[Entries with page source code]
• • • •
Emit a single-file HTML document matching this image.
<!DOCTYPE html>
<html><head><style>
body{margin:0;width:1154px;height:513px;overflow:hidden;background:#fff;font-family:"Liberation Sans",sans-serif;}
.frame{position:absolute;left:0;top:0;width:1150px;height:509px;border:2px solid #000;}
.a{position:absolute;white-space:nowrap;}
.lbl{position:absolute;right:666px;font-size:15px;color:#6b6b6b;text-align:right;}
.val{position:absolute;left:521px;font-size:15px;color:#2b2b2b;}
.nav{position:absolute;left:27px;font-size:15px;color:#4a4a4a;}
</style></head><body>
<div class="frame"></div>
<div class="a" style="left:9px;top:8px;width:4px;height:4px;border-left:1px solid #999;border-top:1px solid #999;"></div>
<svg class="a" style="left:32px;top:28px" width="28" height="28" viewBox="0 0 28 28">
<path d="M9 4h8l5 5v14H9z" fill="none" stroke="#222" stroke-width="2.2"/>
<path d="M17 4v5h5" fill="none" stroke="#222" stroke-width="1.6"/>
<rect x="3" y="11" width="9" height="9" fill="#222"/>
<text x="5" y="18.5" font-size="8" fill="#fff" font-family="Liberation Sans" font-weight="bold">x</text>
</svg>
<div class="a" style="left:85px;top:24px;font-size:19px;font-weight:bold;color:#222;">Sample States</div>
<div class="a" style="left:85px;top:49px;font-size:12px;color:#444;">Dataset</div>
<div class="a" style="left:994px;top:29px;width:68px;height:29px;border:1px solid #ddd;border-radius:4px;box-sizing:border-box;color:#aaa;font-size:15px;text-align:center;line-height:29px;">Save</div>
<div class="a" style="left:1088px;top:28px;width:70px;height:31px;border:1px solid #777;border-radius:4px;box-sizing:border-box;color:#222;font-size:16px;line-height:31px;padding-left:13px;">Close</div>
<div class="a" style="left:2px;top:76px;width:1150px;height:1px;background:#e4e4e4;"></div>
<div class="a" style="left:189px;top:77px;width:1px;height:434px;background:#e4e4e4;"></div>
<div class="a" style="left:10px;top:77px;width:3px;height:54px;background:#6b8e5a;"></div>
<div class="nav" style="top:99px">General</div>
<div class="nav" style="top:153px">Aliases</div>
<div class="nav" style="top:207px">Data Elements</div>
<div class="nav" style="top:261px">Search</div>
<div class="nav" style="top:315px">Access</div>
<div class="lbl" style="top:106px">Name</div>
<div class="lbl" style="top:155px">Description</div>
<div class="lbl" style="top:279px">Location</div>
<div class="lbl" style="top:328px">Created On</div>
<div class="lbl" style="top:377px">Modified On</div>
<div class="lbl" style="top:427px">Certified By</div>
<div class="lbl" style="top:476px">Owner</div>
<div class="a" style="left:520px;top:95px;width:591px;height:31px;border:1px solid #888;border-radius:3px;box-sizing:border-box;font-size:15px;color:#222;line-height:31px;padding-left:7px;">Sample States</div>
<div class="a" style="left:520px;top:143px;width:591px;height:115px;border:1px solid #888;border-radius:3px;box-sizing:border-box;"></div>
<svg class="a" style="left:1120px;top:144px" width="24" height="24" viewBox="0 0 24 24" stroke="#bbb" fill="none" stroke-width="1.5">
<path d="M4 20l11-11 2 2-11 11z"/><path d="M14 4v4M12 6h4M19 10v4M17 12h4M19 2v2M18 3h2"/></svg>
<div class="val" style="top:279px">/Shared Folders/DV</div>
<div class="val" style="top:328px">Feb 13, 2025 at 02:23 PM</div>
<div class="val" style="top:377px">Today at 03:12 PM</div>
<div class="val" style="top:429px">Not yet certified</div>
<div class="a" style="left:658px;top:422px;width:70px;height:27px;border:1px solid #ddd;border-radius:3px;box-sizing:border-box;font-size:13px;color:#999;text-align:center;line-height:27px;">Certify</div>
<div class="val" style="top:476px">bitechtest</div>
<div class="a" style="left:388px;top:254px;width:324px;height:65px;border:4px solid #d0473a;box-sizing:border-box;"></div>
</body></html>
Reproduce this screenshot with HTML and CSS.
• • • •
▶ **Task to carry out**
Nothing may be left out: return each entry exactly as it reads.

▶ **Result for this task**
Emit a single-file HTML document matching this image.
<!DOCTYPE html>
<html><head><style>
body{margin:0;width:1154px;height:513px;overflow:hidden;background:#fff;font-family:"Liberation Sans",sans-serif;}
.frame{position:absolute;left:0;top:0;width:1150px;height:509px;border:2px solid #000;}
.a{position:absolute;white-space:nowrap;}
.lbl{position:absolute;right:666px;font-size:15px;color:#6b6b6b;text-align:right;}
.val{position:absolute;left:521px;font-size:15px;color:#2b2b2b;}
.nav{position:absolute;left:27px;font-size:15px;color:#4a4a4a;}
</style></head><body>
<div class="frame"></div>
<div class="a" style="left:9px;top:8px;width:4px;height:4px;border-left:1px solid #999;border-top:1px solid #999;"></div>
<svg class="a" style="left:32px;top:28px" width="28" height="28" viewBox="0 0 28 28">
<path d="M9 4h8l5 5v14H9z" fill="none" stroke="#222" stroke-width="2.2"/>
<path d="M17 4v5h5" fill="none" stroke="#222" stroke-width="1.6"/>
<rect x="3" y="11" width="9" height="9" fill="#222"/>
<text x="5" y="18.5" font-size="8" fill="#fff" font-family="Liberation Sans" font-weight="bold">x</text>
</svg>
<div class="a" style="left:85px;top:24px;font-size:19px;font-weight:bold;color:#222;">Sample States</div>
<div class="a" style="left:85px;top:49px;font-size:12px;color:#444;">Dataset</div>
<div class="a" style="left:994px;top:29px;width:68px;height:29px;border:1px solid #ddd;border-radius:4px;box-sizing:border-box;color:#aaa;font-size:15px;text-align:center;line-height:29px;">Save</div>
<div class="a" style="left:1088px;top:28px;width:70px;height:31px;border:1px solid #777;border-radius:4px;box-sizing:border-box;color:#222;font-size:16px;line-height:31px;padding-left:13px;">Close</div>
<div class="a" style="left:2px;top:76px;width:1150px;height:1px;background:#e4e4e4;"></div>
<div class="a" style="left:189px;top:77px;width:1px;height:434px;background:#e4e4e4;"></div>
<div class="a" style="left:10px;top:77px;width:3px;height:54px;background:#6b8e5a;"></div>
<div class="nav" style="top:99px">General</div>
<div class="nav" style="top:153px">Aliases</div>
<div class="nav" style="top:207px">Data Elements</div>
<div class="nav" style="top:261px">Search</div>
<div class="nav" style="top:315px">Access</div>
<div class="lbl" style="top:106px">Name</div>
<div class="lbl" style="top:155px">Description</div>
<div class="lbl" style="top:279px">Location</div>
<div class="lbl" style="top:328px">Created On</div>
<div class="lbl" style="top:377px">Modified On</div>
<div class="lbl" style="top:427px">Certified By</div>
<div class="lbl" style="top:476px">Owner</div>
<div class="a" style="left:520px;top:95px;width:591px;height:31px;border:1px solid #888;border-radius:3px;box-sizing:border-box;font-size:15px;color:#222;line-height:31px;padding-left:7px;">Sample States</div>
<div class="a" style="left:520px;top:143px;width:591px;height:115px;border:1px solid #888;border-radius:3px;box-sizing:border-box;"></div>
<svg class="a" style="left:1120px;top:144px" width="24" height="24" viewBox="0 0 24 24" stroke="#bbb" fill="none" stroke-width="1.5">
<path d="M4 20l11-11 2 2-11 11z"/><path d="M14 4v4M12 6h4M19 10v4M17 12h4M19 2v2M18 3h2"/></svg>
<div class="val" style="top:279px">/Shared Folders/DV</div>
<div class="val" style="top:328px">Feb 13, 2025 at 02:23 PM</div>
<div class="val" style="top:377px">Today at 03:12 PM</div>
<div class="val" style="top:429px">Not yet certified</div>
<div class="a" style="left:658px;top:422px;width:70px;height:27px;border:1px solid #ddd;border-radius:3px;box-sizing:border-box;font-size:13px;color:#999;text-align:center;line-height:27px;">Certify</div>
<div class="val" style="top:476px">bitechtest</div>
<div class="a" style="left:388px;top:254px;width:324px;height:65px;border:4px solid #d0473a;box-sizing:border-box;"></div>
</body></html>
Reproduce this screenshot with HTML and CSS.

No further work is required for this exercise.